WHAT YOU SHOULD DO: For this exercise, repeat all of the material verbatim apart from its images.

===== SUPPLIED INFORMATION =====

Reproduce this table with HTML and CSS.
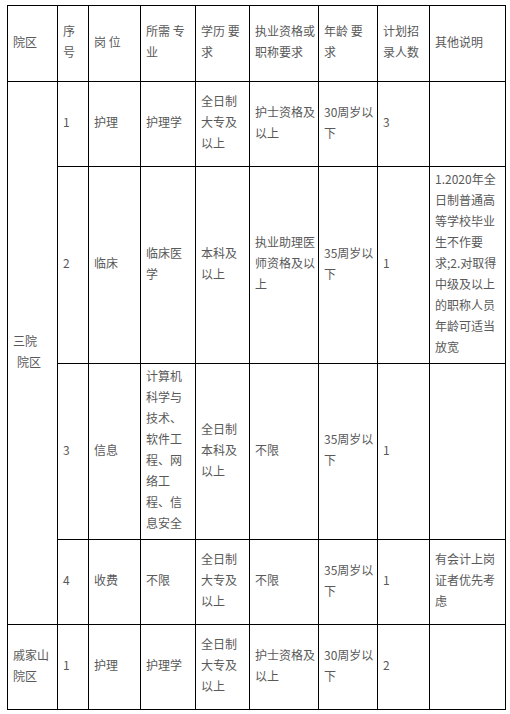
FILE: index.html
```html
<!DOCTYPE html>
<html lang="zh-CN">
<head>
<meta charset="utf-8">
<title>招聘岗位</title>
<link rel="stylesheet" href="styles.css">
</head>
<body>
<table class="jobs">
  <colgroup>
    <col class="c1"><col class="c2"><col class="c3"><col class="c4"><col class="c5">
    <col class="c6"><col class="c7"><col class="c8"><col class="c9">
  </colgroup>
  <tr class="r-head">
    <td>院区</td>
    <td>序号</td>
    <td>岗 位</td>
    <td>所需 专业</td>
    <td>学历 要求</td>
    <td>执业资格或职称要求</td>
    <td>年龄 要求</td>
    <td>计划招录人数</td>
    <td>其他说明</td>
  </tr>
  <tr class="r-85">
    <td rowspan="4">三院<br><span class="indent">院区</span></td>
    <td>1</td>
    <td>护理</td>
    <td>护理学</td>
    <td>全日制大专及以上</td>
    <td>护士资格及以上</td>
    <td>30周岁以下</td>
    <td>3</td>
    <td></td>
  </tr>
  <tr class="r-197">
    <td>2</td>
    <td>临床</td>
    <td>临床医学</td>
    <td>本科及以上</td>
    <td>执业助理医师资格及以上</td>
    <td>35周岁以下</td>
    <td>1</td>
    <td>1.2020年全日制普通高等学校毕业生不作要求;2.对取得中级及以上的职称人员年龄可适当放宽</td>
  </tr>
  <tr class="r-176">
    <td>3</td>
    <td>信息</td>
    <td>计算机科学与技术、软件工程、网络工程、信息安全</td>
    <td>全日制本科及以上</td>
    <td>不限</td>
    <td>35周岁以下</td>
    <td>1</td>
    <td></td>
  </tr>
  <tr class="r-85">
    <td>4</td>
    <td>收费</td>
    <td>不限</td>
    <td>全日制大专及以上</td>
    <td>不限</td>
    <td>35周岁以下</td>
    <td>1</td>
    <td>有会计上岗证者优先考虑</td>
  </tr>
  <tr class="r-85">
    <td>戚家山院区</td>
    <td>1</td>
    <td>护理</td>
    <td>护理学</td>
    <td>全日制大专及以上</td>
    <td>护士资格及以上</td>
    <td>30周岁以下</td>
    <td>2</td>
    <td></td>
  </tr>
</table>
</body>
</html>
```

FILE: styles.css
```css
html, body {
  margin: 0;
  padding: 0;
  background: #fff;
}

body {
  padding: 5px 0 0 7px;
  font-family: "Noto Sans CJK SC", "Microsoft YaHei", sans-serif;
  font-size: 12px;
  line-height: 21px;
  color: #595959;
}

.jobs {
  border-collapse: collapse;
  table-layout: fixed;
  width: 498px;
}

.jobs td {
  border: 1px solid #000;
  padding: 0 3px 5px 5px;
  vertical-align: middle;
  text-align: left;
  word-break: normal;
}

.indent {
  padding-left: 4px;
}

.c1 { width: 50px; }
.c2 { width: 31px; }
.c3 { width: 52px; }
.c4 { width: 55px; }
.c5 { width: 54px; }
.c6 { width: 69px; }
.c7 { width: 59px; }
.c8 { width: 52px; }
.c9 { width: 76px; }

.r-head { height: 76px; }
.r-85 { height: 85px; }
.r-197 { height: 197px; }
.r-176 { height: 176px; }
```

=====

EXPECTED ANSWER:
Reproduce this table with HTML and CSS.
FILE: index.html
```html
<!DOCTYPE html>
<html lang="zh-CN">
<head>
<meta charset="utf-8">
<title>招聘岗位</title>
<link rel="stylesheet" href="styles.css">
</head>
<body>
<table class="jobs">
  <colgroup>
    <col class="c1"><col class="c2"><col class="c3"><col class="c4"><col class="c5">
    <col class="c6"><col class="c7"><col class="c8"><col class="c9">
  </colgroup>
  <tr class="r-head">
    <td>院区</td>
    <td>序号</td>
    <td>岗 位</td>
    <td>所需 专业</td>
    <td>学历 要求</td>
    <td>执业资格或职称要求</td>
    <td>年龄 要求</td>
    <td>计划招录人数</td>
    <td>其他说明</td>
  </tr>
  <tr class="r-85">
    <td rowspan="4">三院<br><span class="indent">院区</span></td>
    <td>1</td>
    <td>护理</td>
    <td>护理学</td>
    <td>全日制大专及以上</td>
    <td>护士资格及以上</td>
    <td>30周岁以下</td>
    <td>3</td>
    <td></td>
  </tr>
  <tr class="r-197">
    <td>2</td>
    <td>临床</td>
    <td>临床医学</td>
    <td>本科及以上</td>
    <td>执业助理医师资格及以上</td>
    <td>35周岁以下</td>
    <td>1</td>
    <td>1.2020年全日制普通高等学校毕业生不作要求;2.对取得中级及以上的职称人员年龄可适当放宽</td>
  </tr>
  <tr class="r-176">
    <td>3</td>
    <td>信息</td>
    <td>计算机科学与技术、软件工程、网络工程、信息安全</td>
    <td>全日制本科及以上</td>
    <td>不限</td>
    <td>35周岁以下</td>
    <td>1</td>
    <td></td>
  </tr>
  <tr class="r-85">
    <td>4</td>
    <td>收费</td>
    <td>不限</td>
    <td>全日制大专及以上</td>
    <td>不限</td>
    <td>35周岁以下</td>
    <td>1</td>
    <td>有会计上岗证者优先考虑</td>
  </tr>
  <tr class="r-85">
    <td>戚家山院区</td>
    <td>1</td>
    <td>护理</td>
    <td>护理学</td>
    <td>全日制大专及以上</td>
    <td>护士资格及以上</td>
    <td>30周岁以下</td>
    <td>2</td>
    <td></td>
  </tr>
</table>
</body>
</html>
```

FILE: styles.css
```css
html, body {
  margin: 0;
  padding: 0;
  background: #fff;
}

body {
  padding: 5px 0 0 7px;
  font-family: "Noto Sans CJK SC", "Microsoft YaHei", sans-serif;
  font-size: 12px;
  line-height: 21px;
  color: #595959;
}

.jobs {
  border-collapse: collapse;
  table-layout: fixed;
  width: 498px;
}

.jobs td {
  border: 1px solid #000;
  padding: 0 3px 5px 5px;
  vertical-align: middle;
  text-align: left;
  word-break: normal;
}

.indent {
  padding-left: 4px;
}

.c1 { width: 50px; }
.c2 { width: 31px; }
.c3 { width: 52px; }
.c4 { width: 55px; }
.c5 { width: 54px; }
.c6 { width: 69px; }
.c7 { width: 59px; }
.c8 { width: 52px; }
.c9 { width: 76px; }

.r-head { height: 76px; }
.r-85 { height: 85px; }
.r-197 { height: 197px; }
.r-176 { height: 176px; }
```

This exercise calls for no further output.